Concernant la réforme actuelle d’Élisabeth Borne, les prévisions sont plus optimistes. La Drees estime que l’effet sur le RSA sera « globalement assez faible ». Dans une note adressée au Conseil d’orientation des retraites, elle l’évalue à environ 150 millions d’euros pour un passage de 62 à 64 ans, soit 30 000 allocataires supplémentaires par an. Elle souligne que pour cette réforme les conséquences seront «concentrée sur les personnes de 62 et 63 ans».
La Drees justifie son estimation par l’absence de diminution très importante du nombre de bénéficiaires du RSA autour de l’âge d’ouverture des droits à la retraite. « Les bénéficiaires du RSA ont souvent des carrières incomplètes et donc ils prennent déjà leur retraite plus tard vers 67 ans, le seuil pour obtenir le taux plein ».
Et il ajoute que certains pourront se faire reconnaître inapte au travail et donc ne seront pas concernés dans ce cas par le décalage de l’âge légal. “Parmi l’ensemble des retraités de la génération 1950, 7% de retraités sont partis au titre de l'(ex-)invalidité, et 8% sont partis au titre de l’inaptitude au travail”.
Mais les départements ne sont pas pour autant sorti d’affaire car le recul de l’âge légal devrait aussi entraîner une hausse du taux de chômage entre 0,2% et 0,9% à horizon 5 ans selon une modélisation macroéconomique construite par l’Observatoire français des conjonctures économiques (OFCE).
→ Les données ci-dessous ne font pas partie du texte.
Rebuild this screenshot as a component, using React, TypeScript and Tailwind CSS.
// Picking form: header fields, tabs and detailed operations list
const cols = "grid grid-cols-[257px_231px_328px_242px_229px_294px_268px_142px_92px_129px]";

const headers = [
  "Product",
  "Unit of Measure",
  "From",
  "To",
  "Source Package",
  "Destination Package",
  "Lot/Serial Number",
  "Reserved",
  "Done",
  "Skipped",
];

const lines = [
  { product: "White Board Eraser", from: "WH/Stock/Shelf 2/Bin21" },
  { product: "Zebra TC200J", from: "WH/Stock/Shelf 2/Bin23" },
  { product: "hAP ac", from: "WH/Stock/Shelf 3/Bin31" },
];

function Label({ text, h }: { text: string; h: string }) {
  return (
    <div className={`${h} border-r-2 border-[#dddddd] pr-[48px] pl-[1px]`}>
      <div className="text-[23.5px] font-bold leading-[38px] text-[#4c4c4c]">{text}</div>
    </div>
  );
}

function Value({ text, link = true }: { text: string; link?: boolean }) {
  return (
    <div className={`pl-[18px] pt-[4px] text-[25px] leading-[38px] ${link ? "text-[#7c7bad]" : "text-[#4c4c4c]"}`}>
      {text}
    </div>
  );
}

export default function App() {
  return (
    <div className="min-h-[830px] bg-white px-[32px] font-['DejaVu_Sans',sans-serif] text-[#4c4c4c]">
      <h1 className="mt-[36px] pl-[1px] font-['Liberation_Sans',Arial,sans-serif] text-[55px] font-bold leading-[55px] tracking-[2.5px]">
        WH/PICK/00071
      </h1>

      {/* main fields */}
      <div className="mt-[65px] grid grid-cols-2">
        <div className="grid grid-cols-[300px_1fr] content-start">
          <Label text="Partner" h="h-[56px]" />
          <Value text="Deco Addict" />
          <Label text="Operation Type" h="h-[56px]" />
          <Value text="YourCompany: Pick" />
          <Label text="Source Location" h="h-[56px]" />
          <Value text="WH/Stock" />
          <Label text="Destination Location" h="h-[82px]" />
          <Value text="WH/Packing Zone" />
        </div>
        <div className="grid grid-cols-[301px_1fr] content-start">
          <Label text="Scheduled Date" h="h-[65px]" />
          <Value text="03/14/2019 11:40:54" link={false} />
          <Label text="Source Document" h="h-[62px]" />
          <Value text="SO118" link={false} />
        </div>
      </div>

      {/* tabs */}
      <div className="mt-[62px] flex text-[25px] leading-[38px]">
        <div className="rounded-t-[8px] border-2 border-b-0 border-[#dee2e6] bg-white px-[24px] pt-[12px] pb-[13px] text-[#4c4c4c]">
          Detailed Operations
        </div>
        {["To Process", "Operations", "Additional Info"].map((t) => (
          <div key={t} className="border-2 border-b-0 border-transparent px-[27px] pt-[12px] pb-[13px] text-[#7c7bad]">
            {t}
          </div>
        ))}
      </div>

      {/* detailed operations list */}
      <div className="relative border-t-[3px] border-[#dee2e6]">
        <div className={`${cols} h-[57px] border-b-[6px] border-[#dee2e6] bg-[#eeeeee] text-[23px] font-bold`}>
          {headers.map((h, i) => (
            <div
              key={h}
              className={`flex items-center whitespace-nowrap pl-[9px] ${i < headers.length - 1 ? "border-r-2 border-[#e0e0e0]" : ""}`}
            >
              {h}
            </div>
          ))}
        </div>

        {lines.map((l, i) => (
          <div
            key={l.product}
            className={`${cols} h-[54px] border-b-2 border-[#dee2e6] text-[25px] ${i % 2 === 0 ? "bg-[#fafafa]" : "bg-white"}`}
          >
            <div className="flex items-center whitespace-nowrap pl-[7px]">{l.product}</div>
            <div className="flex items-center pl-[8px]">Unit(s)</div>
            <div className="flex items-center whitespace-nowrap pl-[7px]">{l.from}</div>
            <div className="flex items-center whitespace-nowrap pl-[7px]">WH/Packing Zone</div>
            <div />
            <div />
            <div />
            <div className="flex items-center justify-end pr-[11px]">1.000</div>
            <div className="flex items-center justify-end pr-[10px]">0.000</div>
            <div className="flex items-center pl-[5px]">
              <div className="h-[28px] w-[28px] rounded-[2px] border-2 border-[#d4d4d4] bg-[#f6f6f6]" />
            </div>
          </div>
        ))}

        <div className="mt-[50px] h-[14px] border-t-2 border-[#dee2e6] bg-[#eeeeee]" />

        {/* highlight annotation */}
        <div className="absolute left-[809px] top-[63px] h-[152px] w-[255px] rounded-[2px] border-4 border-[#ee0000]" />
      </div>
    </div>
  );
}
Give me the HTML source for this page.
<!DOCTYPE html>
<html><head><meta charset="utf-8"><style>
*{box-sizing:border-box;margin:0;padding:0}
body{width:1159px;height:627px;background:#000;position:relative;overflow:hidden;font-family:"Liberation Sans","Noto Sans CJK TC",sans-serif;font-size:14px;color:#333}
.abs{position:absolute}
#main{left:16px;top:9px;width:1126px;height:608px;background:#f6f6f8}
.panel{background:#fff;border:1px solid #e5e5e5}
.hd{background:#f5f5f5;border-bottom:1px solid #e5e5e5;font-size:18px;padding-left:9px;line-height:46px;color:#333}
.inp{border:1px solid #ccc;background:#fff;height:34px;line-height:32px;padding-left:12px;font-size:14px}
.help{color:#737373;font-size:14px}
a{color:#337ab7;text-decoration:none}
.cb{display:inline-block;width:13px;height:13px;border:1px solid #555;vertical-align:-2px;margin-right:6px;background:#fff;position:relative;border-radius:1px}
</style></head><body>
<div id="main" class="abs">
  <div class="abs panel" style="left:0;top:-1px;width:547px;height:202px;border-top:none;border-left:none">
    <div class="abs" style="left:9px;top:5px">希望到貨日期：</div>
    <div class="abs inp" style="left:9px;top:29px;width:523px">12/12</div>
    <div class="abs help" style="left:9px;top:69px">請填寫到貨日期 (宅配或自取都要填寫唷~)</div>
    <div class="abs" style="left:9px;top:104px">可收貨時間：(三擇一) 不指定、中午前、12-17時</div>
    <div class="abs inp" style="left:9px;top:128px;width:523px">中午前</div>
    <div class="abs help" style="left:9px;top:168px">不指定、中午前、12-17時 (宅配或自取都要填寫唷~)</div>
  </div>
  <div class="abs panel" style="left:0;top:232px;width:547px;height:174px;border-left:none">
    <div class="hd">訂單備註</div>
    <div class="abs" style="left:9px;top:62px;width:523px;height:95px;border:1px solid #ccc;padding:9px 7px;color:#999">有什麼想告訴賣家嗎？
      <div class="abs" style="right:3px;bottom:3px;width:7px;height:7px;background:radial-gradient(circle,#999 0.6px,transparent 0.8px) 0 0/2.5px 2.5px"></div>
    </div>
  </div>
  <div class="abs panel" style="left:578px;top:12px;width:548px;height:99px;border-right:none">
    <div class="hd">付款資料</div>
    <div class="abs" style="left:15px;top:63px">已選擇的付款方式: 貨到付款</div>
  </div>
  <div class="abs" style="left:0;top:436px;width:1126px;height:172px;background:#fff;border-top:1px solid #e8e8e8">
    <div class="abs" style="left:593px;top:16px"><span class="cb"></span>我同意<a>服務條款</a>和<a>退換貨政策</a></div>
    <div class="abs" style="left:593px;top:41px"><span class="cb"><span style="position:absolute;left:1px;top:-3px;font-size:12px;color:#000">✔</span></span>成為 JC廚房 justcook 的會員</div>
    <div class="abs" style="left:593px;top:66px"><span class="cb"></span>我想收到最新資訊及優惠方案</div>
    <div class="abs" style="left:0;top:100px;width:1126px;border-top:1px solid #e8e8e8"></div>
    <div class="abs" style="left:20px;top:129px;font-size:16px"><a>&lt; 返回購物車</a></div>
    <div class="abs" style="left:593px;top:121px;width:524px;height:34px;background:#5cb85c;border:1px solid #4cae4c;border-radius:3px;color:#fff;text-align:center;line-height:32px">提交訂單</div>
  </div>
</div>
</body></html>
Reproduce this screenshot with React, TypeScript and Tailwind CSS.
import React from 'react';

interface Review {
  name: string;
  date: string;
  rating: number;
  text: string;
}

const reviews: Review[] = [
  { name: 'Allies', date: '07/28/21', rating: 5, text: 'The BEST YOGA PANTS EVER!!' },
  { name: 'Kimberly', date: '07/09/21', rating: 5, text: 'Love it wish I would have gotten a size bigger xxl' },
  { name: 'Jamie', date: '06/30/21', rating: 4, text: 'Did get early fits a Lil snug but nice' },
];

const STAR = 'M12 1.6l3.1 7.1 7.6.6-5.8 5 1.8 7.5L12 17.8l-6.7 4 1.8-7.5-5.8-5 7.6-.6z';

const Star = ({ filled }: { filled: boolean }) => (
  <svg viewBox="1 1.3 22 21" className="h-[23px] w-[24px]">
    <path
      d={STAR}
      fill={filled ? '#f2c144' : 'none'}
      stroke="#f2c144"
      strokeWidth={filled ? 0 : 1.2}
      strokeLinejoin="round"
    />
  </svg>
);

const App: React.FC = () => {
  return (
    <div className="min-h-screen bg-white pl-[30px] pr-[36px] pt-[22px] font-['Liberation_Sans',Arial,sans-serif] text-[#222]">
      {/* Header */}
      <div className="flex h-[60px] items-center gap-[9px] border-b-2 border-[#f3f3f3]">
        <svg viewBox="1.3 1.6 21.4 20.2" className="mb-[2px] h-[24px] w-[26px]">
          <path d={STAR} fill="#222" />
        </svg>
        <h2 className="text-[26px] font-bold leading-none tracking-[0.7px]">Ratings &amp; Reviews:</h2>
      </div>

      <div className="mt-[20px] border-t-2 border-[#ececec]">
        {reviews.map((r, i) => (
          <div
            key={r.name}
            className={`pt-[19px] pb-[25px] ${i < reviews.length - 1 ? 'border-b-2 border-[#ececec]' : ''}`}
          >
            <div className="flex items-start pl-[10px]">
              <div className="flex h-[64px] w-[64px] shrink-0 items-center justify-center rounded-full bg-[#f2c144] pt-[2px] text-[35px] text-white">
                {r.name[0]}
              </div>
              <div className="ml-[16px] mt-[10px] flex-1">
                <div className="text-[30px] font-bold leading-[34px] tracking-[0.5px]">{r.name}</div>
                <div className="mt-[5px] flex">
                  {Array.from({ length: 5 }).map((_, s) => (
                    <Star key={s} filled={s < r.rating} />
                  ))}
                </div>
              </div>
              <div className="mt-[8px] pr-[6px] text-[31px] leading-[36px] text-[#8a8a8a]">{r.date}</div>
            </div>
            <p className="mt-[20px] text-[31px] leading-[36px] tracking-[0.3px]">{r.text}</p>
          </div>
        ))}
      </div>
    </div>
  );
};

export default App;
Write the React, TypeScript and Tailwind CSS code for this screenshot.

Or avec la réduction de 25% de la durée d’indemnisation des demandeurs d’emploi dans le cadre de la réforme de l’assurance chômage entrée en application le 1er février 2023, certains chômeurs pourraient rapidement se retrouver au RSA. « En théorie on s’attend à ce qu’il y ait un peu moins de gens au chômage et un peu plus au RSA ».
L’autre conséquence possible pour les finances des départements est plus lointaine. Elle concerne les aidants des personnes âgées dépendantes. « Il est possible que des personnes qui pourraient être aidantes soient beaucoup moins disponibles pour aider leur parent dépendant à cause de la réforme des retraites et donc sollicitent davantage l’Allocation personnalisée d’autonomie avant la retraite ». Ce risque est toutefois « très indirect » pour les finances des départements.
“Loin d’être seulement une question technique, la réforme des retraites porte un projet de société, et les manifestants l’ont bien compris. En affaiblissant la protection sociale comme les droits au chômage ou la retraite, la stratégie du gouvernement est de désengager l’État et d’individualiser ce qui était jusque-là organisé par la collectivité. Ils présentent ce recul comme une nécessité. C’est contre cela que la mobilisation est très forte aujourd’hui.”